● Objective: Copy each line of the records that holds the string "this".

● Material supplied:
+===+

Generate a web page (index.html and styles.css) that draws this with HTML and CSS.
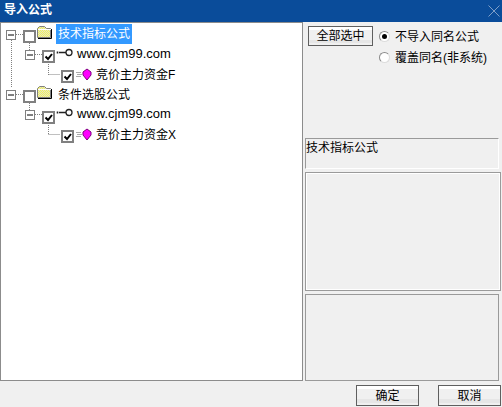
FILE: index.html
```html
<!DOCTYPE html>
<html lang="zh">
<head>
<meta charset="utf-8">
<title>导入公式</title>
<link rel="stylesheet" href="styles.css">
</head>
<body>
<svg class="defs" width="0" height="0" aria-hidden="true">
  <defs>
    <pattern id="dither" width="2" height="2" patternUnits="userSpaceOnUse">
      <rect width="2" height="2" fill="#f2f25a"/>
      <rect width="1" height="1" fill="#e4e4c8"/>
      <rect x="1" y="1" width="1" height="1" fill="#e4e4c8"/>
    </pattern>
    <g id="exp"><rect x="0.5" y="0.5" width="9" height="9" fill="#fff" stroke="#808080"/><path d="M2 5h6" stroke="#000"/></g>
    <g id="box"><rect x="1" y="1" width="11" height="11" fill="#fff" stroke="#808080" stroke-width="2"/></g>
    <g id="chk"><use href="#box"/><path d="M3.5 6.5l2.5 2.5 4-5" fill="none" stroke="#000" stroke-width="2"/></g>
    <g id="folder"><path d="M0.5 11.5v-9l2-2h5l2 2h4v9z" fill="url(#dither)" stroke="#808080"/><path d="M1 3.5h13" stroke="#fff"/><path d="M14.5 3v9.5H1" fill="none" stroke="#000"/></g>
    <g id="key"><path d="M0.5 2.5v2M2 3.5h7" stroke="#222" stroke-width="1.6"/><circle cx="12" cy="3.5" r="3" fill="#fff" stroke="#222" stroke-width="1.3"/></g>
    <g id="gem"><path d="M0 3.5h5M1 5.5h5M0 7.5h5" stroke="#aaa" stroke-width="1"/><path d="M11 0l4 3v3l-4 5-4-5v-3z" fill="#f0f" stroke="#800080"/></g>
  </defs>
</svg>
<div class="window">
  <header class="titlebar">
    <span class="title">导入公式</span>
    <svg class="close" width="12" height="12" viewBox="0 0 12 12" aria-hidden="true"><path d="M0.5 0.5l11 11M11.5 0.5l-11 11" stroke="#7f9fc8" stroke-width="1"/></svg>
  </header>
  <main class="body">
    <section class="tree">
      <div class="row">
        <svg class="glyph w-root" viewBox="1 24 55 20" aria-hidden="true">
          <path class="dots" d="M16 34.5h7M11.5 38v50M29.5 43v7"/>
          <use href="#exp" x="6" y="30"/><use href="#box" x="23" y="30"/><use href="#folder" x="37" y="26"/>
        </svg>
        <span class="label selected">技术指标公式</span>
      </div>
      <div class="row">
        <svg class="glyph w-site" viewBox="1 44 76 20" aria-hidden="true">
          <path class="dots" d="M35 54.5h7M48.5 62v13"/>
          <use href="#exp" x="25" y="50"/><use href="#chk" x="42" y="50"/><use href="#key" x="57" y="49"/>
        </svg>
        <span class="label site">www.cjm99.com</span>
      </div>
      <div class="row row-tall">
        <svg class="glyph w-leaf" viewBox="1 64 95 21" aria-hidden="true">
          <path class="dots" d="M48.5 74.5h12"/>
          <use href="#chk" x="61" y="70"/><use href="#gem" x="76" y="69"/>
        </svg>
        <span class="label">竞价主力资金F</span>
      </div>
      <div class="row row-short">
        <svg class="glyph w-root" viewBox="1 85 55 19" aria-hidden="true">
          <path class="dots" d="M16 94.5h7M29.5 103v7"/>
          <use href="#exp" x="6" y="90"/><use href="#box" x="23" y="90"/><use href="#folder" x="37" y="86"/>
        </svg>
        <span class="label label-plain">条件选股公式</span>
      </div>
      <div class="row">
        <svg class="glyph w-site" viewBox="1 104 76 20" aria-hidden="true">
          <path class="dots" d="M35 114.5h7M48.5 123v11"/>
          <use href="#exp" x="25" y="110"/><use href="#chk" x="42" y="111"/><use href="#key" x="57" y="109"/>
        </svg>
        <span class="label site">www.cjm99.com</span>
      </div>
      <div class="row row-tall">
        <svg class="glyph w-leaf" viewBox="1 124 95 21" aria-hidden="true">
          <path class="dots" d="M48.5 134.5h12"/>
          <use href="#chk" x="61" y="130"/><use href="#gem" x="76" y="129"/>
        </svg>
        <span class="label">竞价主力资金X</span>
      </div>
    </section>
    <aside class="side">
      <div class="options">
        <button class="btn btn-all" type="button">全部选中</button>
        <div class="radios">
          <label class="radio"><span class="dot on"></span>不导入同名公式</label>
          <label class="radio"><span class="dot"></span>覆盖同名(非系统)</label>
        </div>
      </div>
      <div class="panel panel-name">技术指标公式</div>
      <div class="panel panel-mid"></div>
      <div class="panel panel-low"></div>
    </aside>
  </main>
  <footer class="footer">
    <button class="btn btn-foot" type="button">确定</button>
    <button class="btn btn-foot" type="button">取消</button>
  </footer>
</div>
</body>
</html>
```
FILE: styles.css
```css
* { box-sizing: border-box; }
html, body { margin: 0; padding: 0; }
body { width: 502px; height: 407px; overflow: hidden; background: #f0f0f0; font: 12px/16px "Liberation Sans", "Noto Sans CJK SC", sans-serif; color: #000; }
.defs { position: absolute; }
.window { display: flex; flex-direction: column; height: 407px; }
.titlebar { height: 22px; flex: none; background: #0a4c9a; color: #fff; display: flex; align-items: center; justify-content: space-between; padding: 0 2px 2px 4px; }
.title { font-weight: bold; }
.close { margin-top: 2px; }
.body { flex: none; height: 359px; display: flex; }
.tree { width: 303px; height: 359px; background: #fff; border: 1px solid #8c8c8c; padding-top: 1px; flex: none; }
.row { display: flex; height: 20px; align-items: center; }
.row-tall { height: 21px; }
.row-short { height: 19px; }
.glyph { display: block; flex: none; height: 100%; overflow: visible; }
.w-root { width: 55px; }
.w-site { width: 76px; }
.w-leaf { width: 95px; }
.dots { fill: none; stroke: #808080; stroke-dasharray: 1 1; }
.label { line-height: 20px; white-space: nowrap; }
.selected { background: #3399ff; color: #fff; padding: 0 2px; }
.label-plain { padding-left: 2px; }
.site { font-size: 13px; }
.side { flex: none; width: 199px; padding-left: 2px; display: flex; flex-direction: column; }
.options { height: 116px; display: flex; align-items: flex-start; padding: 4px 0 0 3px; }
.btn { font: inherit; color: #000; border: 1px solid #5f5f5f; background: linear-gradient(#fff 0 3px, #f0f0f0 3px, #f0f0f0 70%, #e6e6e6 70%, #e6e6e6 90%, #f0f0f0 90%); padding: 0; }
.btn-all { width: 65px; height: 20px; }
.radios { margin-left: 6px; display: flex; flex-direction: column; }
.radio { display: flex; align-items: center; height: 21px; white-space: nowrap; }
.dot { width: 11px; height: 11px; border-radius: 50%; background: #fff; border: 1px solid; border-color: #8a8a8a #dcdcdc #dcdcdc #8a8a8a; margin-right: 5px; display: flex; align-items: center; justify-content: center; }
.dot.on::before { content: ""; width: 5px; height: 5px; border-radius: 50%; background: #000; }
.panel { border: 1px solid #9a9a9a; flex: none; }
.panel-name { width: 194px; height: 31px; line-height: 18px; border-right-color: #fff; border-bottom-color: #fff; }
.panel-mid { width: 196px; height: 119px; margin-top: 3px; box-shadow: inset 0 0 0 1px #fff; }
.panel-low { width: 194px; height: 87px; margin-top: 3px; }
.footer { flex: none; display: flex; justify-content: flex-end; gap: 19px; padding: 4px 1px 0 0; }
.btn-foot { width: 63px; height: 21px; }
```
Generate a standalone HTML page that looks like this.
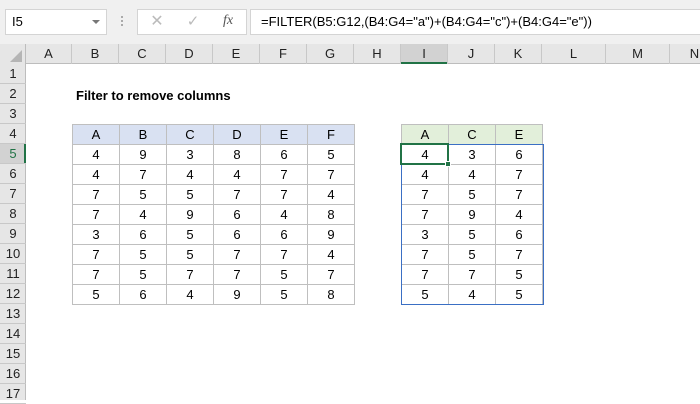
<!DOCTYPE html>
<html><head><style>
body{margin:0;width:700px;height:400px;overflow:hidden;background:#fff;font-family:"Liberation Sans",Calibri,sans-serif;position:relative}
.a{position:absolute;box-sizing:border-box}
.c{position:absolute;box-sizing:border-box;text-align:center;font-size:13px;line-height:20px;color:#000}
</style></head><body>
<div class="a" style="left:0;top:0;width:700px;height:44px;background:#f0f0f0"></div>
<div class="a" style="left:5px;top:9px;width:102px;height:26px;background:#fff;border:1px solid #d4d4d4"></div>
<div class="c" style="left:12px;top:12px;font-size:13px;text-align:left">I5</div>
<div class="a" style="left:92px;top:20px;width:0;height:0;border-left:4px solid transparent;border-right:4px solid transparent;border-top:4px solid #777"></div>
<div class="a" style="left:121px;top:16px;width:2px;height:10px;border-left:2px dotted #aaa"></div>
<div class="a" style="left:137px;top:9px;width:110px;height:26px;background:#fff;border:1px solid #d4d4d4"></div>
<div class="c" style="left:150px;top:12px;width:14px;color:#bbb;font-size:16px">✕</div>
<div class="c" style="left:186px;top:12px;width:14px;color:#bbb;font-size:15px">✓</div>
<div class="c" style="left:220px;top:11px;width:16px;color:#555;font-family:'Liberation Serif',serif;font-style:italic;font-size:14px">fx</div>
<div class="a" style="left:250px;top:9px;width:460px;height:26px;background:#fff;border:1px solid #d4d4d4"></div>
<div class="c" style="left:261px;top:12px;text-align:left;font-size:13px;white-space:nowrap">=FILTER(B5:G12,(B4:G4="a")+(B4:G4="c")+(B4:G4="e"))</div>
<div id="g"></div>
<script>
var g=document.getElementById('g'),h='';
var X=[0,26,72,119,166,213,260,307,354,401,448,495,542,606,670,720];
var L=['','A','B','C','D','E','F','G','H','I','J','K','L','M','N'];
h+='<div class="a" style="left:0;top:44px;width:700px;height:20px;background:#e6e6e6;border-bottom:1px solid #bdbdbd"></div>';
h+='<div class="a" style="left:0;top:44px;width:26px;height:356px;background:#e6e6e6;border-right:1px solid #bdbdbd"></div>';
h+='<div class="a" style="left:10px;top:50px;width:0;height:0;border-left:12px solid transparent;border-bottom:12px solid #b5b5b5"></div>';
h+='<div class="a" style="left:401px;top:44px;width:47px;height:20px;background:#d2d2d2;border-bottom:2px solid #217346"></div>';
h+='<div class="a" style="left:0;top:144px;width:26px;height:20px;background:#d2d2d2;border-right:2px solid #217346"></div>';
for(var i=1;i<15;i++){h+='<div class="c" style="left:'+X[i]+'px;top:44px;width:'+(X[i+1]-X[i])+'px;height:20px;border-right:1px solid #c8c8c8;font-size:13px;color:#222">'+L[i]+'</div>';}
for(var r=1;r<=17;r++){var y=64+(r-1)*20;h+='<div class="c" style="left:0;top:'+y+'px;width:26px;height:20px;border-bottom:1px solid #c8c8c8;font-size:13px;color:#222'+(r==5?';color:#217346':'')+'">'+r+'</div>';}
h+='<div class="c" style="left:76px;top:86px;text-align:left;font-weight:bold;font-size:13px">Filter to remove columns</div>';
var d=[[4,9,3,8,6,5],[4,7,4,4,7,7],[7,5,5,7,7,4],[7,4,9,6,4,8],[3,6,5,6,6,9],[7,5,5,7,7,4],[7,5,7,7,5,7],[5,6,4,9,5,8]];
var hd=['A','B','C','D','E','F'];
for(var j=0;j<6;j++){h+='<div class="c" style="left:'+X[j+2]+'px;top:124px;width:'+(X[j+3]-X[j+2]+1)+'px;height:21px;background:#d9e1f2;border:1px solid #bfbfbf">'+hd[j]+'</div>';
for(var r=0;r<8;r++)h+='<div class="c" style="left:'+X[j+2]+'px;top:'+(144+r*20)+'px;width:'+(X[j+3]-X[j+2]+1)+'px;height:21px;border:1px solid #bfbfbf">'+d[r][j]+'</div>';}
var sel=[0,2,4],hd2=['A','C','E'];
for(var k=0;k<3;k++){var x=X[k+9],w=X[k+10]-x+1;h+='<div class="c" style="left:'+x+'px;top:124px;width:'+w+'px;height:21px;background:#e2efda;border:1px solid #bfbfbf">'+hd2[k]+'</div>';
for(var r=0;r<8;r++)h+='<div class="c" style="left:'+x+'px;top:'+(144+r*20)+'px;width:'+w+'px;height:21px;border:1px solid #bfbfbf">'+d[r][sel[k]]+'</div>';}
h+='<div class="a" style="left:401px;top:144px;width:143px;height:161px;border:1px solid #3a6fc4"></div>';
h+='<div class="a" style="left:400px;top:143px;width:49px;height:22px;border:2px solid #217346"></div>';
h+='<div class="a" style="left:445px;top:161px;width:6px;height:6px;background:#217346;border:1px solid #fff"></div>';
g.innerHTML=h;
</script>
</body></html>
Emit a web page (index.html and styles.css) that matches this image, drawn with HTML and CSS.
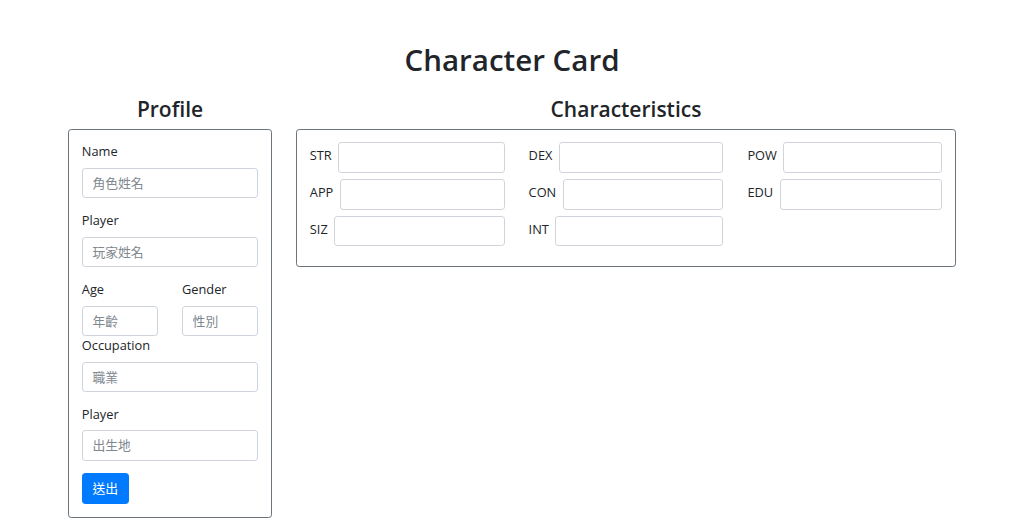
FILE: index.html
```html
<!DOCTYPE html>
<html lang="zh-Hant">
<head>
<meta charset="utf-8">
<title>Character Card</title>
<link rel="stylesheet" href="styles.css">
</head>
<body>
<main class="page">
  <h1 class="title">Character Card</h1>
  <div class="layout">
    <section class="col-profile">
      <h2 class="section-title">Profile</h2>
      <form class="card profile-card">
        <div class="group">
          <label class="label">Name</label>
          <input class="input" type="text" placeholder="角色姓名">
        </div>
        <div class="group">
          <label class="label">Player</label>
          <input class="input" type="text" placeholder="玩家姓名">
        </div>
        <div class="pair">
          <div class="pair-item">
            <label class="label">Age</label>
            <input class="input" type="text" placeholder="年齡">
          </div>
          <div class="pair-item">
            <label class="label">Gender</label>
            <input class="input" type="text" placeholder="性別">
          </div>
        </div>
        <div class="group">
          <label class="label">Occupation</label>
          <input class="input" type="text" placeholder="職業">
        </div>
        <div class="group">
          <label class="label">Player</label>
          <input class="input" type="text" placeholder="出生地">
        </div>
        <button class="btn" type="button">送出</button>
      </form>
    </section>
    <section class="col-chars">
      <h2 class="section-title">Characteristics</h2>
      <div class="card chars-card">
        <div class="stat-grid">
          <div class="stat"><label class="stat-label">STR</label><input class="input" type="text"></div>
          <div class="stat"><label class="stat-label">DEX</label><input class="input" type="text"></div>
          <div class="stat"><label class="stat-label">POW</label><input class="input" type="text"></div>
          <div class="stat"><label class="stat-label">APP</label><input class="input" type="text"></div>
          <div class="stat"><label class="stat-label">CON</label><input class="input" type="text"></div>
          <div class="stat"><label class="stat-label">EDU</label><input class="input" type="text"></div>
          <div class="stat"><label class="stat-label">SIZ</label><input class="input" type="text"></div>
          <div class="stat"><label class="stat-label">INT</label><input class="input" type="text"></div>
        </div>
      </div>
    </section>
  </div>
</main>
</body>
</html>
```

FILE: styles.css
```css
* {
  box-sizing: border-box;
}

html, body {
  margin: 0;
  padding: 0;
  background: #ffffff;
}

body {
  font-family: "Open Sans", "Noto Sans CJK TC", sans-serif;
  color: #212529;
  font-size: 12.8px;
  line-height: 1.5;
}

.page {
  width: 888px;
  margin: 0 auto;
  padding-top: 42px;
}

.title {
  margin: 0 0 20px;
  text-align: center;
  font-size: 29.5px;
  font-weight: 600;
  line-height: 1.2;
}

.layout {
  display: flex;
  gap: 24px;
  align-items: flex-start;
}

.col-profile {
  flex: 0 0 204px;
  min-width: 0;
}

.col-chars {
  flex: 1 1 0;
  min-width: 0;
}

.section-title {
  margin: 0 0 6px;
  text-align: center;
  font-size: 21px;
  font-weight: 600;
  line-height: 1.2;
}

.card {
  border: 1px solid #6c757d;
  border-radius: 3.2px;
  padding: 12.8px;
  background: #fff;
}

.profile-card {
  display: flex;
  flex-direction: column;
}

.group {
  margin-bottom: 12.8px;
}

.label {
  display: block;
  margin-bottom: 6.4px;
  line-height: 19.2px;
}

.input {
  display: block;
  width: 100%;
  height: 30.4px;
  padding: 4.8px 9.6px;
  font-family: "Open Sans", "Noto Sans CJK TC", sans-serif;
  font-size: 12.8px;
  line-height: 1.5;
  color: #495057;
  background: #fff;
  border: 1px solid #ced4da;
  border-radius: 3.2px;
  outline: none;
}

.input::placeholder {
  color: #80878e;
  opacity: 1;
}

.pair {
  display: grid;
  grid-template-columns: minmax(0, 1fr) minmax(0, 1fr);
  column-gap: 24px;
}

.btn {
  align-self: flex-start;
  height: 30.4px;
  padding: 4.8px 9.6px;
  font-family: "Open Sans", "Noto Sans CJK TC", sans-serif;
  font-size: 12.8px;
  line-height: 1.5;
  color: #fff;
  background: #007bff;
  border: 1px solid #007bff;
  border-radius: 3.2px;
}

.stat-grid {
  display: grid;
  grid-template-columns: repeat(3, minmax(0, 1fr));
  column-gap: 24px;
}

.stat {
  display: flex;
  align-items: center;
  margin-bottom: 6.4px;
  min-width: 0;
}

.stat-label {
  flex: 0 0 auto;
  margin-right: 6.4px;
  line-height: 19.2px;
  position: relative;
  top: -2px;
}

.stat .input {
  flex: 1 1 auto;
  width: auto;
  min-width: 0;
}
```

+===+

● Correct result:
Generate a web page (index.html and styles.css) that draws this with HTML and CSS.
Generate a standalone HTML page that looks like this.
Emit a web page (index.html and styles.css) that matches this image, drawn with HTML and CSS.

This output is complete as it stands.